NT Wright and Michael Bird continue their discussion on Christian political witness by focusing on some history of the early church and its relationship with Roman power. Here are some things they do in chapter two of Jesus and the Powers: Christian Political Witness in an Age of Totalitarian Terror and Dysfunctional Democracies.
They highlight the obvious difference between a church living on the margins of power and a church that becomes “a powerful player in the halls of imperial power.”
They point out how the challenges for the church changed when Christianity became the imperial religion.
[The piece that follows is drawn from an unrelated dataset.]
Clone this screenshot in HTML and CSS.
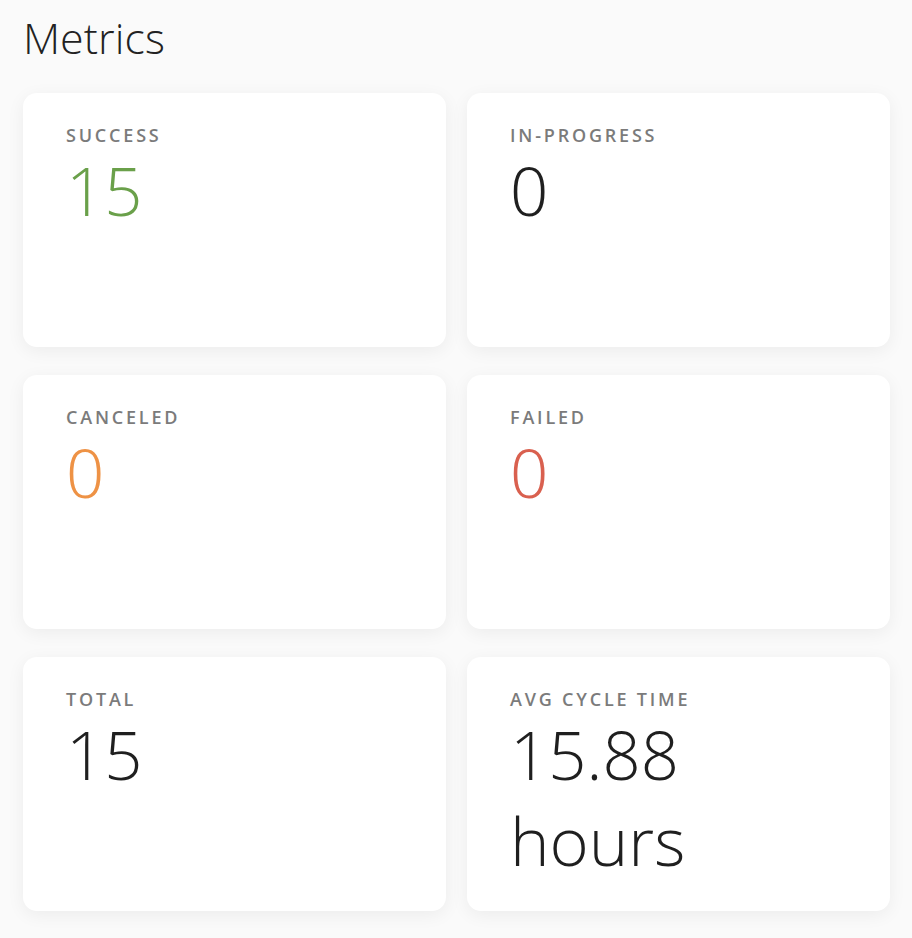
FILE: index.html
```html
<!DOCTYPE html>
<html>
<head>
<meta charset="utf-8">
<link rel="stylesheet" href="styles.css">
</head>
<body>
<main class="page">
  <h1 class="title">Metrics</h1>
  <div class="grid">
    <div class="card"><div class="label">SUCCESS</div><div class="value green">15</div></div>
    <div class="card"><div class="label">IN-PROGRESS</div><div class="value">0</div></div>
    <div class="card"><div class="label">CANCELED</div><div class="value orange">0</div></div>
    <div class="card"><div class="label">FAILED</div><div class="value red">0</div></div>
    <div class="card"><div class="label">TOTAL</div><div class="value">15</div></div>
    <div class="card"><div class="label">AVG CYCLE TIME</div><div class="value">15.88 hours</div></div>
  </div>
</main>
</body>
</html>
```

FILE: styles.css
```css
html, body {
  margin: 0;
  padding: 0;
  background: #fafafa;
}
body {
  font-family: "Open Sans", "Liberation Sans", sans-serif;
  color: #1f1f1f;
}
.page {
  padding: 12px 22px 26px 23px;
}
.title {
  margin: 0;
  font-family: "Open Sans Light", "Open Sans", sans-serif;
  font-size: 43px;
  font-weight: 300;
  line-height: 52px;
  color: #222;
}
.grid {
  margin-top: 29px;
  display: grid;
  grid-template-columns: 423px 423px;
  column-gap: 21px;
  row-gap: 28px;
}
.card {
  background: #fff;
  border-radius: 14px;
  height: 254px;
  box-sizing: border-box;
  padding: 33px 43px 0 43px;
  box-shadow: 0 4px 18px rgba(0, 0, 0, 0.06);
}
.label {
  font-size: 18px;
  line-height: 18px;
  font-weight: 600;
  letter-spacing: 2.8px;
  color: #7b7b7b;
}
.value {
  font-family: "Open Sans Light", "Open Sans", sans-serif;
  font-size: 67px;
  font-weight: 300;
  line-height: 86px;
  margin-top: 3px;
  color: #1f1f1f;
  max-width: 200px;
}
.green { color: #6aa04a; }
.orange { color: #ee9245; }
.red { color: #d9604f; }
```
In their words, “The early church had to negotiate empire, resist empire, flee from the empire, suffer under the empire, offer apologies for itself to the empire . . . until the Church became one with the empire.”
They discussed how colonialism is different than evangelism. At worst, the church became little more than an errand boy for the empire. They tell us, “with a few exceptions, it was empire rather than evangelism that made Christianity a global religion… Did Christ defeat Caesar or did we merely turn Christ into Caesar?”
They state the clear biblical position that gospel spreads faithfully through the cross not the sword. When we pray for kingdom come, we pray for a kingdom that comes through crucifixion and resurrection instead of the coercive and violent strategies utilized by the kingdoms of earth.
They insist that the church will speak to power. Religion cannot stay out of politics and vice versa. They say it like this, “keeping out of politics is impossible. We must be political in some sense because the kingdom of God has political implications for proclamation and poverty, for justice and judgement, for Congress and Church, for love and liberty… Religion is going to be part of the political conversation whether everyone likes it or not.”
They acknowledge that the church has struggled with navigating what it looks like to follow Jesus and accommodate the powers simultaneously. History and experience tell us it can be an unholy alliance.